A very close friend of Zandile Motsoeneng, Activator 2015, was shot and killed. This happened shortly after arguing with a group of men about her sexuality, on the street next to her house. At the time Zandile’s friend was working and looking after her parents. Until this day, no arrests have been made. Zandile is convinced that the men who killed her friend are the ones she argued with few minutes before she was gunned down at her gate. “These men decided to end my friend’s life because she was a lesbian,” Zandile said with a shaking voice.
The loss still haunts Zandile. The thought of how women are seen and treated, the expectations and standards that the world has created for women; all these things upset Zandile. In the past few weeks during the ACTIVATE! SWITCH training, the facilitator talked about looking professional when meeting with funders. The facilitator, then, made an example that women should cover all part of their breasts. Zandile raised her hand quickly saying she is against the idea that women have to conform to certain standards put before them by other people.
The facilitator tried to explain that, in this case, it’s not only about women, men too, are expected to wear in a particular way. Zandile wasn’t convinced but had to accept that maybe her point isn’t relevant in this particular conversation, “Ok, maybe I overreacted, it’s just that I’ve grown up in a very patriarchal society,” she said with her deep hoarse voice.
Like many other women in her community, Zandile experiences patriarchy daily, but it’s not just patriarchy for her. “Imagine being a black woman in the township and on top of that being a lesbian or bisexual, you can only imagine. It’s hard,” she said. However, Zandile’s pain led her into helping other women and men who are in danger- like her friend- who was killed and discriminated against because of her sexual orientation. She joined the Forum for the Empowerment of Women and later started her own organisation.
Dikgoro Dibutswe was started in 2014, with the aim to defend, support and rehabilitate gays and lesbians in Naledi and Soweto surroundings. Also, to advocate for their rights. The team is made up of eight members. Some of them are feminists and some are LGBTI activists.
“I chose to focus on gays and lesbians because they are the out of the closet people in my township and they are outspoken about their sexuality. But we’re open to cater for the whole LGBTQIA+ community if the need arises in my community,” she clarified.
Keitumetse Finger, 28, a member of Dikgoro Dibutswe, says people are not educated about sexualities. “When you’re part of the LGBTI community you face a lot of challenges out there. You’re always at risk of being physically and emotionally abused, or even killed. The people around you consistently look at you like you’re crazy,” she said.
“Some of my friends became enemies the day I told them the truth about my sexuality. My extended family doesn’t want me. People start asking questions like: So, you won’t have babies? Hayi maybe you haven’t been done well by a guy. Are you sure about this thing? And they don’t understand what these questions do to you”, Keitumetse explained.
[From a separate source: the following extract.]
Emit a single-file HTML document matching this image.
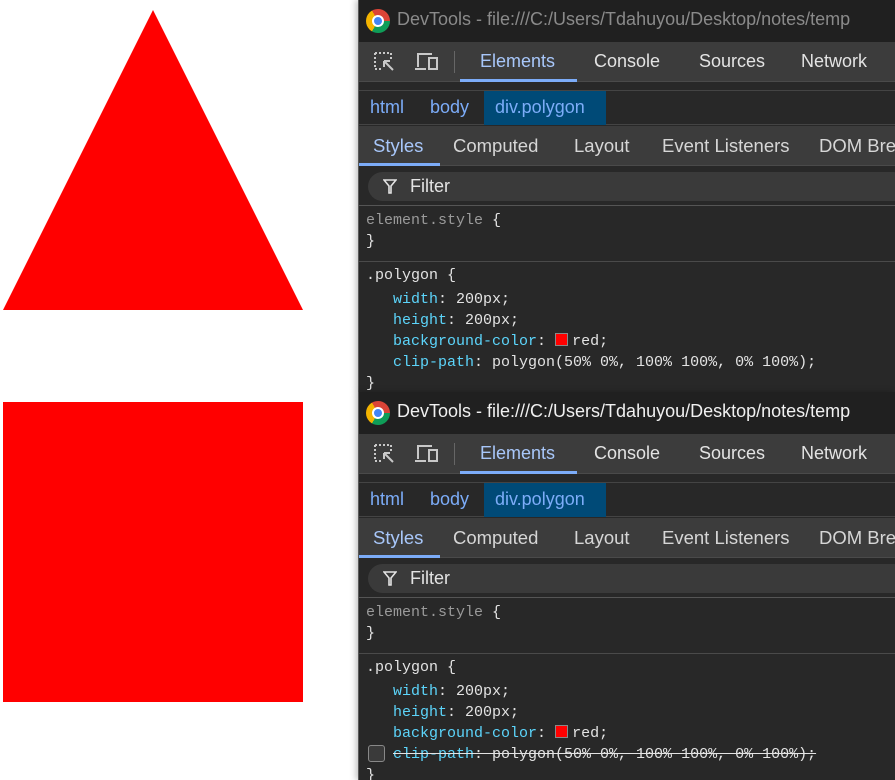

But, since she joined Dikgoro Dibutswe, Keitumetsi doesn’t feel like she owns anyone the answer. She is grateful of the family she has found in this organisation, “I have come to realise that you don’t have to educate people who are not willing to learn. For you to learn about other people’s sexual orientations you need to open your mind.”
Some of Dikgoro Dibutswe members are disowned by their families- they are homeless and jobless. Zandile is lucky to be supported by her family. She informally started housing friends with problems at her house so her parents got used to their house being a stop center for abused gays and lesbians.
The need and determination to do more makes Zandile feel like she isn’t doing enough. “Presently I can’t claim any success stories as I feel I haven’t done enough like when someone comes and I find them a place but they can’t stay there forever. It hurts when I can’t give them food parcels at that time because I don’t have anything to give,” she said.
“I would love it if ACTIVATE! could plead with people within the network for donations or physical space we could utilise, social workers to come to the table and we can see what we can do. We also accept donations in the form of second hand computers that can be used for CV and training others how to type and do administrative work”, she added
Dikgoro Dibutswe is currently running on zero budget, but how can Zandile give up? With her colleagues , they donate R100 and non-perishable foods every month and give to who ever is really in need at that time.
Upwards and downwards for Zandile and members of her organisation. Their stories are what millions of other people within the LGBTQIA+ community have to go through every day. The South African Constitution states that no person shall be discriminated against based on his or her social status and identity, including sexual orientation. However this doesn’t protect them from the abuse and crime they face every day.